Es descartable que los jueces de ninguno de los dos casos estén actuando, en ningún sentido, de mala fe. Sin embargo, ninguno de los dos reos debería estar en prisión, porque gozan de la presunción de inocencia, además de que existen medidas alternativas para conjurar esos riesgos de destrucción de pruebas. En el caso de Santos Cerdán, incluso con los escasos medios tecnológicos que padecen, por desgracia, los tribunales españoles, se le puede disponer un arresto domiciliario con prohibición de comunicaciones, si se aprecia que el riesgo sigue existiendo. La medida está disponible, y la Ley de Enjuiciamiento Criminal obliga siempre a decretar las medidas cautelares menos perjudiciales para el reo. En cambio, no consta que se haya adoptado medida cautelar alguna en el caso de Cristóbal Montoro, aunque también debe añadirse que con los datos que han trascendido es imposible enjuiciar el acierto de la decisión.

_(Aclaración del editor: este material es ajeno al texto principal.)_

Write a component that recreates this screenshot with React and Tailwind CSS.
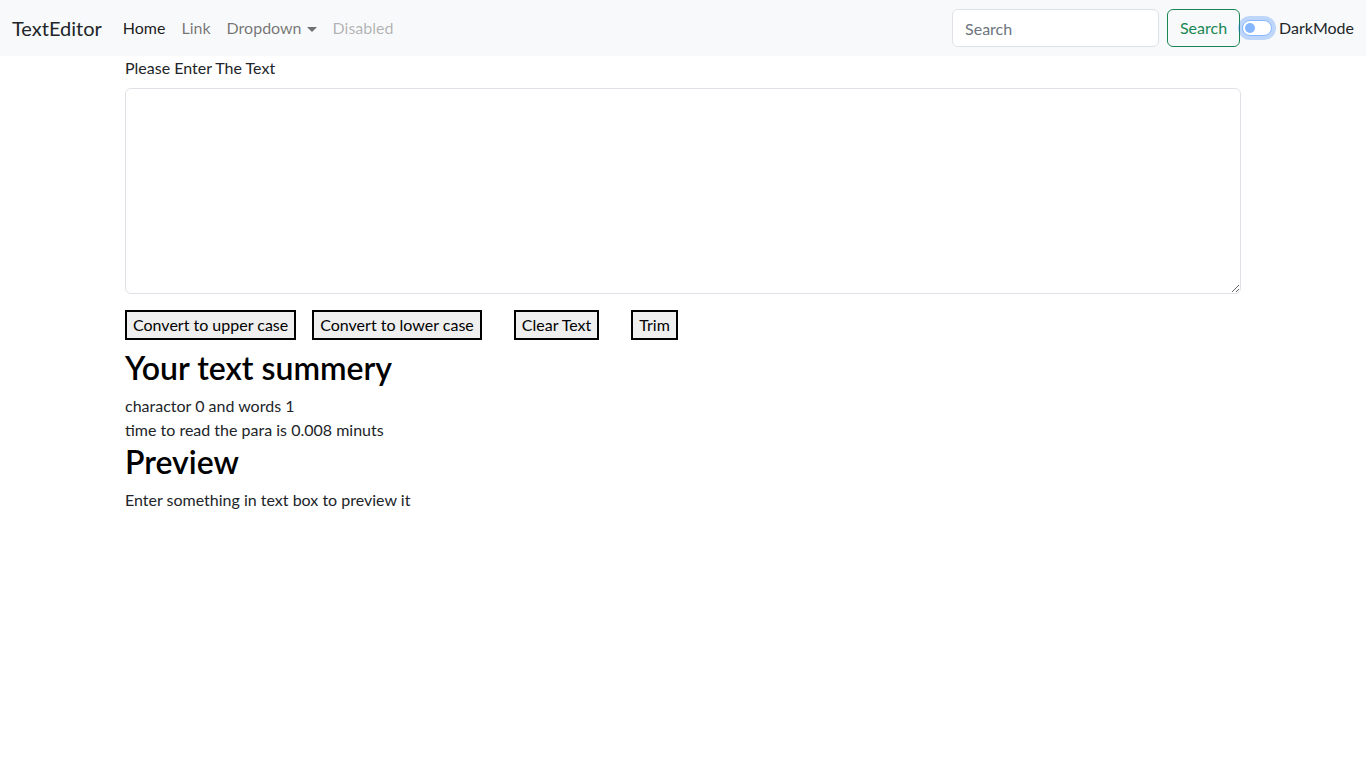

Sea como fuere, seguiremos esperando más datos que deben ser conocidos por la ciudadanía. Pero mientras tanto, debería imponerse una reflexión profunda para restringir el margen de actuación de los jueces en estos escenarios de privación de libertad. No es posible que a día de hoy, poniéndose cada vez más en cuestión la propia prisión como pena, siga siendo tan sumamente amplio el espacio intuitivo de los jueces a la hora de dictar la prisión provisional.